**What this task involves**: Lines containing the word "that" are to be located and copied.

[Entries with page source code]
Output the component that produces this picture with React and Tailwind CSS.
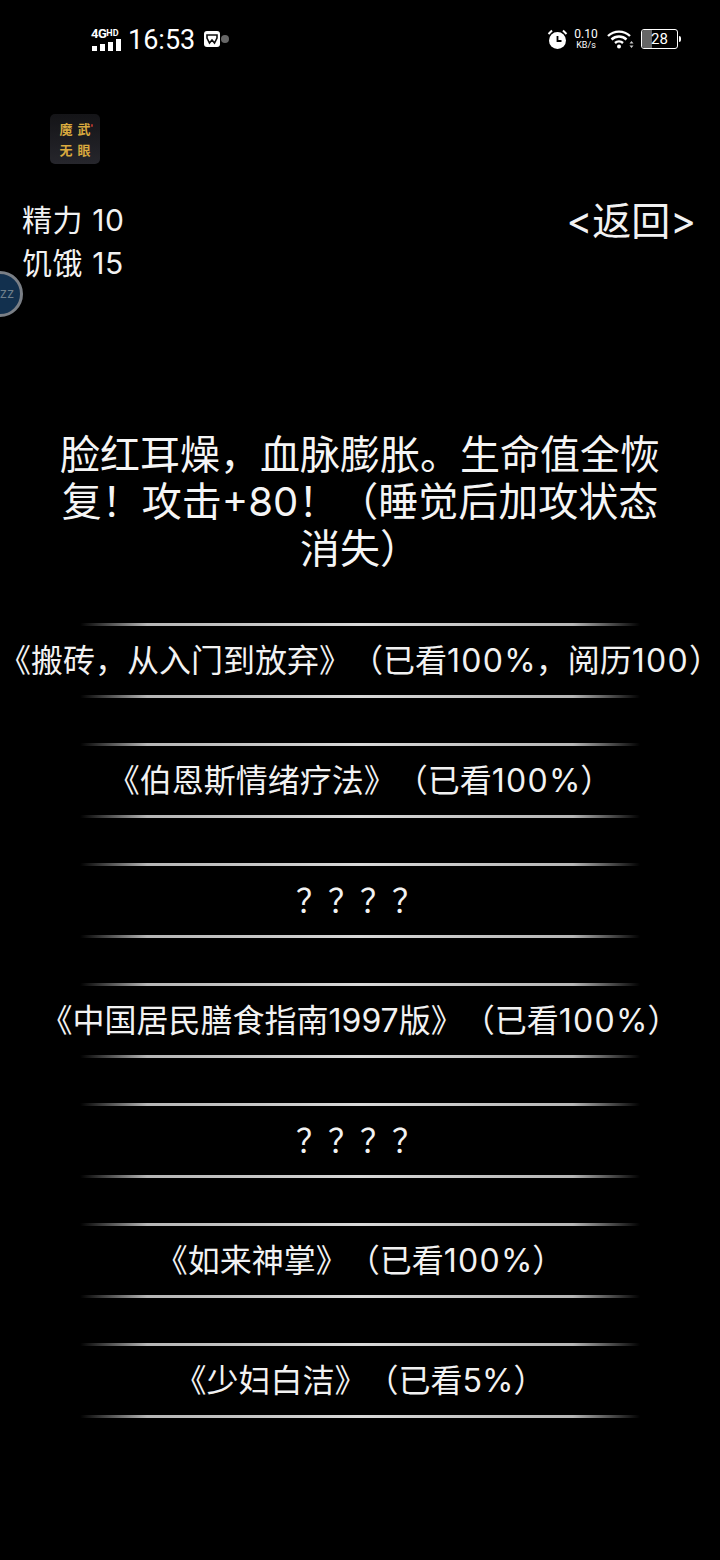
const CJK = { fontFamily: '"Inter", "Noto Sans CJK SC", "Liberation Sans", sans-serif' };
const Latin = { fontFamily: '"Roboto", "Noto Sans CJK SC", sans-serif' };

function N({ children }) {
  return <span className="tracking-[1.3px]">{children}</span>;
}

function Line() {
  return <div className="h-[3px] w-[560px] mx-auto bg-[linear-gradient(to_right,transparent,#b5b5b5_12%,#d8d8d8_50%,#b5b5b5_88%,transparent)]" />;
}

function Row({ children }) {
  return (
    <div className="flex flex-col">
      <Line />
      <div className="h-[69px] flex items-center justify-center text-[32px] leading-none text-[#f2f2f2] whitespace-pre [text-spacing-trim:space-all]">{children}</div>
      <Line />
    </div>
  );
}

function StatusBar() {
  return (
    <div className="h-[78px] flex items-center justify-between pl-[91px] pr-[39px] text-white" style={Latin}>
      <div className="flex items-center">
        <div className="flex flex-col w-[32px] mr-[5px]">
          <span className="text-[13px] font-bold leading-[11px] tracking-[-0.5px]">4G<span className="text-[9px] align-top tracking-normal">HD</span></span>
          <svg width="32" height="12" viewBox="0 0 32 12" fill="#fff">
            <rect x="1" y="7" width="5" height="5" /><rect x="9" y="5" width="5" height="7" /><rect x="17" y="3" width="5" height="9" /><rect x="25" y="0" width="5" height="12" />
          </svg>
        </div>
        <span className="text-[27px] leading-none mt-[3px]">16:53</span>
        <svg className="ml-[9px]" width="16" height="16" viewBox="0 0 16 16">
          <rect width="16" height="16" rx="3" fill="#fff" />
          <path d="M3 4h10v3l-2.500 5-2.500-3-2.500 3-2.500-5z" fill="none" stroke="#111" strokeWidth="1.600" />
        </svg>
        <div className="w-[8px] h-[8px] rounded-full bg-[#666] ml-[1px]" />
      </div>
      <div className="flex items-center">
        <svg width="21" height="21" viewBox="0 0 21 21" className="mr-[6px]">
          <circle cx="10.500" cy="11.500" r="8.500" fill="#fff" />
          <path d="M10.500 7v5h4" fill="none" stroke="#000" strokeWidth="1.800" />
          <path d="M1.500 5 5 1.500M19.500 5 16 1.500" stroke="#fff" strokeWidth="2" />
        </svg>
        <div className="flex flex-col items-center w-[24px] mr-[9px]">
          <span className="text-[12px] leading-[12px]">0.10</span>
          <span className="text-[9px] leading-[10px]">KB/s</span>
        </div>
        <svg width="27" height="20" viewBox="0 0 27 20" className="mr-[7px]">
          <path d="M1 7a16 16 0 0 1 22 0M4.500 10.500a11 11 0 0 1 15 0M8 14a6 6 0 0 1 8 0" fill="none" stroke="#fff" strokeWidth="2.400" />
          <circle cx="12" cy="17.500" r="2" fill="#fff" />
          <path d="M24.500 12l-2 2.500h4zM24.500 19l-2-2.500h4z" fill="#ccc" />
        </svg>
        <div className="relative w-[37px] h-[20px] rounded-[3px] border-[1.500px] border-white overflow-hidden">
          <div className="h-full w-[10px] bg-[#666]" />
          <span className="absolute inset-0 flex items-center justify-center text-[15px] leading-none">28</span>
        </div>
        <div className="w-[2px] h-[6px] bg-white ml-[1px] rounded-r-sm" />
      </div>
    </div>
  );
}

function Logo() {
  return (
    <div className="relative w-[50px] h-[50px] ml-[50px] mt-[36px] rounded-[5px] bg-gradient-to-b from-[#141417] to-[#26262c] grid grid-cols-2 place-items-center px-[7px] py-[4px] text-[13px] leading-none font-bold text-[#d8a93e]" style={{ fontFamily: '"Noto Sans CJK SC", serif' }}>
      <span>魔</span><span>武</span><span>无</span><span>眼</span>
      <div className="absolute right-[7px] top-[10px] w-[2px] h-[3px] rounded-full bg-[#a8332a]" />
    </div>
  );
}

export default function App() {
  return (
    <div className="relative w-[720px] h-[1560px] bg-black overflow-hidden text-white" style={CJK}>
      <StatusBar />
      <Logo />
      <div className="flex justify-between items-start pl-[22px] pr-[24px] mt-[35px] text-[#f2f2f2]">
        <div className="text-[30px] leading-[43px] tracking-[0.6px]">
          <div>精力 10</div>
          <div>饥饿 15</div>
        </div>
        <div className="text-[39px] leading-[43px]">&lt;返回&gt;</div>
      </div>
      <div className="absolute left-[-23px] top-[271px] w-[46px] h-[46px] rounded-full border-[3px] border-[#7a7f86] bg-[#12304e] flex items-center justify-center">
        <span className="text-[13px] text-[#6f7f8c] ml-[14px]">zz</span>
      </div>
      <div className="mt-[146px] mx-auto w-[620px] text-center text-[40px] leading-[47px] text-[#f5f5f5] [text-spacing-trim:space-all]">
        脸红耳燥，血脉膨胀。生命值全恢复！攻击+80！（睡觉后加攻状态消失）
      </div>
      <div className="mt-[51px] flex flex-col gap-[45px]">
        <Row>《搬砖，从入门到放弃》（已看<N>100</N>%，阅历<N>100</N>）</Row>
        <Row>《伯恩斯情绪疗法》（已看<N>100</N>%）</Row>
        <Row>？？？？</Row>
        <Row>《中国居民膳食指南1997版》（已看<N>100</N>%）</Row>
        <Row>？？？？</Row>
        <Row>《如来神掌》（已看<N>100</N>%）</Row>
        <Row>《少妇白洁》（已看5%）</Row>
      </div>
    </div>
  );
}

* * *

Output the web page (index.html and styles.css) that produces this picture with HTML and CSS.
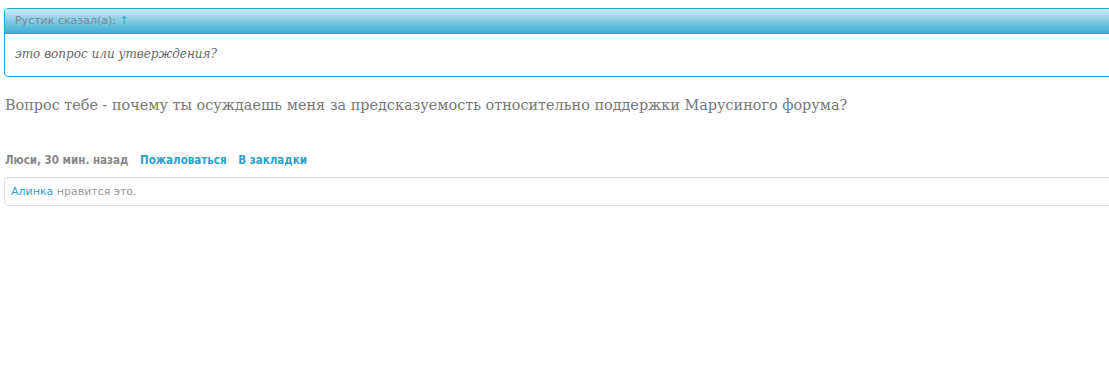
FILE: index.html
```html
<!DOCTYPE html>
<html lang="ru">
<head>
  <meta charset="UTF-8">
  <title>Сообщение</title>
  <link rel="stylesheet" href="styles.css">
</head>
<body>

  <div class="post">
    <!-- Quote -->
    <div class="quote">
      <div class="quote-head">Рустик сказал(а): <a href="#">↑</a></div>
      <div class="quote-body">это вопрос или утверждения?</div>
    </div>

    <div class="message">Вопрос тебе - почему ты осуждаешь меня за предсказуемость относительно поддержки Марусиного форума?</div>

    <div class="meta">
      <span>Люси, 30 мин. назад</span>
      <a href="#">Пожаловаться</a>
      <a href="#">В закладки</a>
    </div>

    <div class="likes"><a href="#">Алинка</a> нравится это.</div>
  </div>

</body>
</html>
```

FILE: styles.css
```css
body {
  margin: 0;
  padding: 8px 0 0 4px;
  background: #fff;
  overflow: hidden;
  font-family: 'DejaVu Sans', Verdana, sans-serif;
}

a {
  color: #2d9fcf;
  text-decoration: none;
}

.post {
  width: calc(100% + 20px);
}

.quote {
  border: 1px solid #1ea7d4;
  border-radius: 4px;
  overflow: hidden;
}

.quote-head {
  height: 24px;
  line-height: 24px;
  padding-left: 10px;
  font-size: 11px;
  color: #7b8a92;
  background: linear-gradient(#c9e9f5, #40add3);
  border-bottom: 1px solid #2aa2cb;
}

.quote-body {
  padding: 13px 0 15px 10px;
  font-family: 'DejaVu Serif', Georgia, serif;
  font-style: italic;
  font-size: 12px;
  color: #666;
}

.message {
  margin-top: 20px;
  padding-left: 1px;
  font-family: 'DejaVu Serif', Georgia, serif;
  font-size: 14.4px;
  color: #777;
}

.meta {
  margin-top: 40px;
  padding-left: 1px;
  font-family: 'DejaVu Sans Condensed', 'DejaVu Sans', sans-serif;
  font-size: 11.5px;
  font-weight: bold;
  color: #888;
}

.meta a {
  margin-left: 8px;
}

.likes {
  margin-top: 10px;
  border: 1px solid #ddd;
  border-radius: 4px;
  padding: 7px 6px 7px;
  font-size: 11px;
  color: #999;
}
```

**Final result**:
Output the component that produces this picture with React and Tailwind CSS.
Output the web page (index.html and styles.css) that produces this picture with HTML and CSS.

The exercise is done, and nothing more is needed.